Como funciona o Procedimento Investigatório Criminal (PIC)?
Os PICs, instaurados de forma autônoma pelo MP, normalmente são sigilosos, não têm prazo para acabar. Aí o Ministério Público segue investigando um fato, uma pessoa, durante o tempo que achar conveniente, e o sujeito investigado muitas vezes nem toma conhecimento disso. Os PICs são instaurados exclusivamente por escolha do Ministério Público, que, portanto, investiga o que quiser, mas sem assumir a obrigação de investigar o universo dos casos. Então, a polícia diz que esse meio termo não vale: ou o MP investiga todos os casos ou segue limitado à prerrogativa que lhe é reconhecida hoje de requerer diligências à polícia no curso da investigação criminal. O fato é que a Constituição e a legislação permitem uma interpretação elástica, na qual é possível entender que o Ministério Público pode, sim, investigar. Porém, dependendo de seu posicionamento ideológico, você pode interpretar de forma diferente. Esta é uma questão absolutamente confusa. Se a obrigatoriedade de investigar é exclusivamente da polícia, então, como consequência disso, o Ministério Público não poderia propor ação penal sem que essa investigação fosse feita. Na prática, o que acontece é que o Ministério Público pode entrar com a ação penal sem a instauração de um inquérito policial. Trata-se de um arcabouço jurídico que não conseguimos harmonizar até hoje – e vamos ver o que o STF consegue estabelecer em meio a esse conjunto de normas confusas. Reconheço que é um desafio enorme para o Supremo enfrentar essa questão. Agora a corte já tem maioria formada no sentido de reconhecer na Jurisprudência esse poder do Ministério Público, e, ao mesmo tempo, estabelecer condicionantes para tentar evitar arbitrariedades no âmbito dos PICs.
Como a decisão do STF sobre a competência do MP para conduzir investigações criminais pode impactar o trabalho das instituições de justiça criminal no Brasil?
A maioria formada até o momento, ao que me parece, descarta uma situação de caos que ocorreria caso o STF não entendesse como legítimo o poder do Ministério Público de conduzir investigação criminal de forma autônoma.
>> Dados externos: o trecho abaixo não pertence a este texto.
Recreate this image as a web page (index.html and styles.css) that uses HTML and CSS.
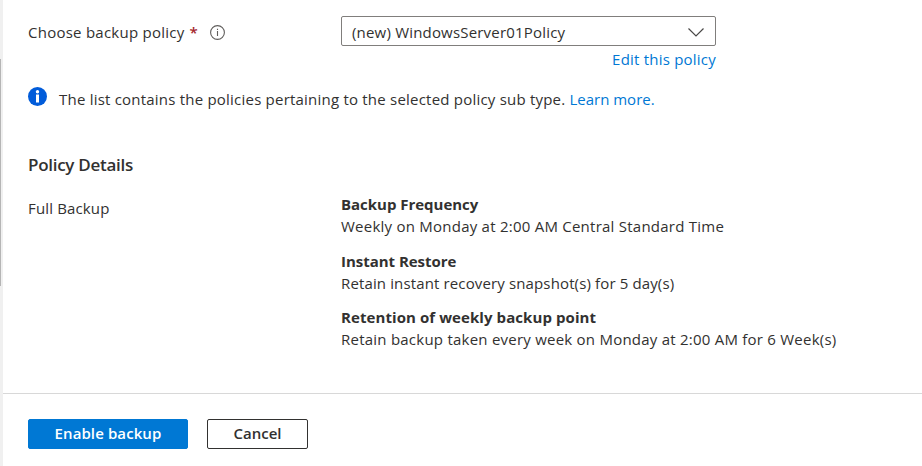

Se isso acontecesse, em tese, as milhares de ações penais em tramitação nas quais não houve a instauração de inquérito policial poderiam ser consideradas nulas. Todas as ações penais que têm como fundamento uma investigação realizada exclusivamente pelo Ministério Público, sem a participação da polícia, poderiam ser anuladas, pois seriam consideradas ilegais. Na seara penal, os efeitos de toda norma que beneficiar o réu podem retroagir. Então, se o STF decidisse pela inconstitucionalidade da investigação por parte do MP, significaria reconhecer que houve uma ilegalidade contra os réus. Seria considerar que tudo que foi feito resultou de um abuso de poder, de uma violação do devido processo legal e, portanto, tudo deve ser anulado. Mas a maioria já formada no julgamento descarta essa possibilidade.
Qual é o embasamento jurídico para o Ministério Público conduzir investigações criminais de forma autônoma?
Isso está na Constituição, que não veda explicitamente a investigação conduzida pelo Ministério Público. A Constituição apenas diz que a polícia irá realizar a investigação criminal. Seu artigo 129 dispõe que é competência exclusiva do Ministério Público propor a ação penal, mas não restringe a isso a atuação do MP. Também há previsão relacionada a essa questão no Código de Processo Penal, no qual está posto que o Ministério Público irá requisitar diligências à autoridade policial.
Como a autonomia do Ministério Público para investigar crimes se relaciona com a garantia do devido processo legal e com os direitos individuais dos investigados?
Esse é o ponto que está em discussão: a constitucionalidade, a legalidade da investigação conduzida de forma autônoma pelo Ministério Público por meio dos PICs. Normalmente são investigações sigilosas, sem prazo para começar nem acabar, o que fica a critério do promotor que está à frente do caso. A pessoa desconhece que é alvo de investigação, não tem oportunidade de se defender e muitas vezes vai tomar conhecimento disso somente anos depois. Daí você pode dizer que as investigações da polícia também são sigilosas. Sim, de fato são, mas elas têm prazo para acabar, e, para se estenderem, têm que passar pelo crivo do Judiciário e ter o parecer do Ministério Público. Atualmente, na investigação do MP, não há um prazo para que essa investigação acabe. Outra coisa: a polícia é supervisionada em sua investigação pelo Ministério Público. E o Ministério Público, quem o supervisiona? Com a maioria formada no STF ao longo da semana, a atuação de procuradores e promotores estará condicionada a prazos e parâmetros que submetem o inquérito policial, além da necessária comunicação ao Poder Judiciário acerca da instauração e encerramento dos PICs. Parece-me que a linha de julgamento segue acertada no que diz respeito aos direitos e garantias do cidadão ao devido processo legal.